2. DCS only retain readily available information for the previous two years on their special payments database. Information prior to this period is deleted on an ongoing basis. The SPEC forms (the individual special payment decision and authorisation forms) for individual cases are retained for a longer period but are kept at a remote storage centre. To retrieve these and then attempt to provide the information required to answer the PQ could be done only at disproportionate cost.
3. DCS do retain overall category statistics for each month but not the individual case breakdown that is being asked for.
4. The Pension Service figures are only available from 1 November 2003 when the new system was installed. We do not have access to any earlier information.
5. Debt Management is not an executive agency of DWP. A consolatory payment awarded because of error by Debt Management is paid by Jobcentre Plus.
6. The Rent Service (TRS) was formed in October 1999 as an executive agency of the Department of the Office of the Deputy Prime Minister. TRS became an executive agency of the Department for Work and Pensions in June 2001. The Rent Service has not made any consolatory payments in the period concerned.
Joan Walley: To ask the Secretary of State for Work and Pensions what arrangements are in place to ensure that all his Departments offices are informed of recorded disability needs of their customers; and if he will make a statement. 

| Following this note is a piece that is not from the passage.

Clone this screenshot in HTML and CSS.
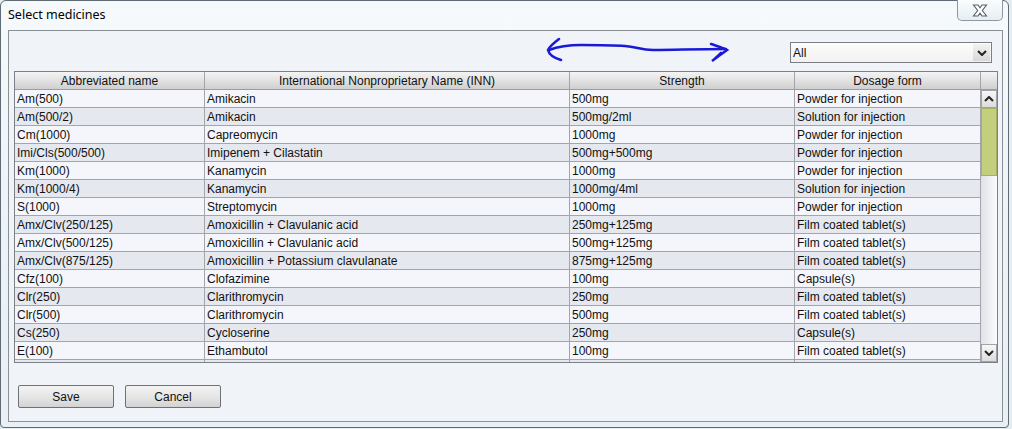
FILE: index.html
```html
<!DOCTYPE html>
<html lang="en">
<head>
    <meta charset="UTF-8">
    <title>Select medicines</title>
    <link rel="stylesheet" href="styles.css">
</head>
<body>
<div class="window">
    <div class="titlebar">
        <span class="title">Select medicines</span>
        <div class="close">
            <svg width="20" height="13" viewBox="0 0 20 13">
                <path d="M3.5 1 H8 L10 3.8 L12 1 H16.5 L12.3 6.5 L16.5 12 H12 L10 9.2 L8 12 H3.5 L7.7 6.5 Z" fill="#fff" stroke="#55606b" stroke-width="1.1"/>
            </svg>
        </div>
    </div>
    <div class="panel">
        <div class="toolbar">
            <svg class="scribble" width="186" height="28" viewBox="0 0 186 28">
                <path d="M14 2 C10 5, 5 9, 3 13 C4 17, 9 21, 16 23" fill="none" stroke="#1a1ad6" stroke-width="2.6" stroke-linecap="round"/>
                <path d="M4 13 C12 10, 22 8, 36 8 C52 8, 66 8, 80 9 C92 10, 96 13, 108 13 C130 13, 150 12, 181 12" fill="none" stroke="#1a1ad6" stroke-width="2.6" stroke-linecap="round"/>
                <path d="M166 7 C172 9, 177 10, 182 13 C178 16, 172 20, 167 24 C170 22, 173 19, 176 16" fill="none" stroke="#1a1ad6" stroke-width="2.6" stroke-linecap="round"/>
            </svg>
            <div class="select">
                <span>All</span>
                <span class="select-btn">
                    <svg width="10" height="6" viewBox="0 0 10 6"><path d="M1 1 L5 5 L9 1" fill="none" stroke="#222" stroke-width="2"/></svg>
                </span>
            </div>
        </div>

        <div class="grid">
            <div class="grid-head">
                <div class="cell c1">Abbreviated name</div>
                <div class="cell c2">International Nonproprietary Name (INN)</div>
                <div class="cell c3">Strength</div>
                <div class="cell c4">Dosage form</div>
                <div class="cell corner"></div>
            </div>
            <div class="grid-body">
                <div class="rows">
                    <div class="row"><div class="cell c1">Am(500)</div><div class="cell c2">Amikacin</div><div class="cell c3">500mg</div><div class="cell c4">Powder for injection</div></div>
                    <div class="row"><div class="cell c1">Am(500/2)</div><div class="cell c2">Amikacin</div><div class="cell c3">500mg/2ml</div><div class="cell c4">Solution for injection</div></div>
                    <div class="row"><div class="cell c1">Cm(1000)</div><div class="cell c2">Capreomycin</div><div class="cell c3">1000mg</div><div class="cell c4">Powder for injection</div></div>
                    <div class="row"><div class="cell c1">Imi/Cls(500/500)</div><div class="cell c2">Imipenem + Cilastatin</div><div class="cell c3">500mg+500mg</div><div class="cell c4">Powder for injection</div></div>
                    <div class="row"><div class="cell c1">Km(1000)</div><div class="cell c2">Kanamycin</div><div class="cell c3">1000mg</div><div class="cell c4">Powder for injection</div></div>
                    <div class="row"><div class="cell c1">Km(1000/4)</div><div class="cell c2">Kanamycin</div><div class="cell c3">1000mg/4ml</div><div class="cell c4">Solution for injection</div></div>
                    <div class="row"><div class="cell c1">S(1000)</div><div class="cell c2">Streptomycin</div><div class="cell c3">1000mg</div><div class="cell c4">Powder for injection</div></div>
                    <div class="row"><div class="cell c1">Amx/Clv(250/125)</div><div class="cell c2">Amoxicillin + Clavulanic acid</div><div class="cell c3">250mg+125mg</div><div class="cell c4">Film coated tablet(s)</div></div>
                    <div class="row"><div class="cell c1">Amx/Clv(500/125)</div><div class="cell c2">Amoxicillin + Clavulanic acid</div><div class="cell c3">500mg+125mg</div><div class="cell c4">Film coated tablet(s)</div></div>
                    <div class="row"><div class="cell c1">Amx/Clv(875/125)</div><div class="cell c2">Amoxicillin + Potassium clavulanate</div><div class="cell c3">875mg+125mg</div><div class="cell c4">Film coated tablet(s)</div></div>
                    <div class="row"><div class="cell c1">Cfz(100)</div><div class="cell c2">Clofazimine</div><div class="cell c3">100mg</div><div class="cell c4">Capsule(s)</div></div>
                    <div class="row"><div class="cell c1">Clr(250)</div><div class="cell c2">Clarithromycin</div><div class="cell c3">250mg</div><div class="cell c4">Film coated tablet(s)</div></div>
                    <div class="row"><div class="cell c1">Clr(500)</div><div class="cell c2">Clarithromycin</div><div class="cell c3">500mg</div><div class="cell c4">Film coated tablet(s)</div></div>
                    <div class="row"><div class="cell c1">Cs(250)</div><div class="cell c2">Cycloserine</div><div class="cell c3">250mg</div><div class="cell c4">Capsule(s)</div></div>
                    <div class="row"><div class="cell c1">E(100)</div><div class="cell c2">Ethambutol</div><div class="cell c3">100mg</div><div class="cell c4">Film coated tablet(s)</div></div>
                    <div class="row"><div class="cell c1"></div><div class="cell c2"></div><div class="cell c3"></div><div class="cell c4"></div></div>
                </div>
                <div class="vscroll">
                    <div class="sb-btn">
                        <svg width="10" height="6" viewBox="0 0 10 6"><path d="M1 5 L5 1 L9 5" fill="none" stroke="#222" stroke-width="2"/></svg>
                    </div>
                    <div class="sb-thumb"></div>
                    <div class="sb-track"></div>
                    <div class="sb-btn">
                        <svg width="10" height="6" viewBox="0 0 10 6"><path d="M1 1 L5 5 L9 1" fill="none" stroke="#222" stroke-width="2"/></svg>
                    </div>
                </div>
            </div>
        </div>

        <div class="actions">
            <button class="btn">Save</button>
            <button class="btn">Cancel</button>
        </div>
    </div>
</div>
</body>
</html>
```

FILE: styles.css
```css
*{
    margin: 0;
    padding: 0;
    box-sizing: border-box;
}
body{
    width: 1012px;
    height: 429px;
    overflow: hidden;
    background: #e4edf2;
    font-family: "Liberation Sans", Arial, sans-serif;
    font-size: 12px;
    color: #111;
}
.window{
    width: 1009px;
    height: 428px;
    border: 1px solid #5f6a74;
    border-radius: 6px 6px 4px 4px;
    background: linear-gradient(180deg, #f6fafc 0%, #eef4f8 40%, #e8f0f5 100%);
    display: flex;
    flex-direction: column;
}
.titlebar{
    height: 29px;
    display: flex;
    justify-content: space-between;
    align-items: flex-start;
    padding-left: 7px;
}
.title{
    font-family: "Noto Sans", "Liberation Sans", sans-serif;
    font-size: 12.5px;
    line-height: 16px;
    padding-top: 6px;
    color: #000;
}
.close{
    width: 46px;
    height: 21px;
    margin-top: -1px;
    margin-right: 5px;
    border: 1px solid #8e979f;
    border-top: none;
    border-radius: 0 0 5px 5px;
    background: linear-gradient(180deg, #fbfdfe, #e6eef3);
    display: flex;
    align-items: center;
    justify-content: center;
}
.panel{
    width: 995px;
    height: 392px;
    margin-left: 7px;
    border: 1px solid #8b9096;
    background: #f0f3f8;
    padding: 0 4px 0 5px;
    display: flex;
    flex-direction: column;
}
.toolbar{
    height: 40px;
    display: flex;
    align-items: flex-start;
}
.scribble{
    margin-left: 531px;
    margin-top: 6px;
}
.select{
    margin-left: auto;
    margin-right: 6px;
    margin-top: 11px;
    width: 202px;
    height: 21px;
    border: 1px solid #7b7f84;
    background: linear-gradient(180deg, #fdfdfd, #f1f1f1);
    display: flex;
    align-items: center;
    justify-content: space-between;
    padding-left: 2px;
}
.select-btn{
    width: 17px;
    height: 17px;
    margin-right: 1px;
    display: flex;
    align-items: center;
    justify-content: center;
    background: linear-gradient(180deg, #f2f2f2, #d8d8d8);
}
.grid{
    width: 984px;
    border: 1px solid #7c8187;
}
.grid-head{
    display: flex;
    height: 18px;
    border-bottom: 1px solid #9a9ca2;
    background: linear-gradient(180deg, #f4f4f4 0%, #e2e2e2 50%, #cfcfcf 100%);
}
.grid-head .cell{
    text-align: center;
    padding-left: 0;
}
.cell{
    height: 100%;
    border-right: 1px solid #a3a5ab;
    padding: 1px 0 0 2px;
    line-height: 17px;
    white-space: nowrap;
    overflow: hidden;
}
.c1{ width: 190px; }
.c2{ width: 365px; }
.c3{ width: 225px; }
.c4{ width: 186px; }
.corner{
    width: 16px;
    border-right: none;
}
.grid-body{
    display: flex;
    height: 272px;
}
.rows{
    width: 966px;
    overflow: hidden;
}
.row{
    display: flex;
    height: 18px;
    border-bottom: 1px solid #a3a5ab;
    background: #f4f6fc;
}
.row:nth-child(even){
    background: #e5e8ef;
}
.vscroll{
    width: 16px;
    display: flex;
    flex-direction: column;
    background: linear-gradient(90deg, #dfe2e7, #fbfbfc);
}
.sb-btn{
    height: 18px;
    display: flex;
    align-items: center;
    justify-content: center;
    border: 1px solid #a0a3a8;
    background: linear-gradient(180deg, #f7f7f7, #dcdcdc);
}
.sb-thumb{
    height: 68px;
    background: #c3cf7d;
    border: 1px solid #a6b163;
}
.sb-track{
    flex: 1;
}
.actions{
    display: flex;
    gap: 11px;
    padding: 22px 0 0 4px;
}
.btn{
    width: 96px;
    height: 23px;
    border: 1px solid #6e7177;
    border-radius: 2px;
    background: linear-gradient(180deg, #f3f3f3 0%, #e6e6e6 50%, #d3d3d3 100%);
    font-family: "Liberation Sans", Arial, sans-serif;
    font-size: 12px;
    color: #111;
}
```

Mrs. McGuire: Wherever possible we try to ensure that the needs of disabled customers are met. For example, in Jobcentre Plus if a customer states that they have a disability or health problem, with their permission, this information is recorded on a computer system. An enhancement to IT systems that support disability living allowance and attendance allowance benefit claims from customers allows Pension, Disability and Carers Service staff to record a customers preferred method of communication. Our current IT systems do not allow recorded information on a customers disability needs to be shared across the different parts of the Department.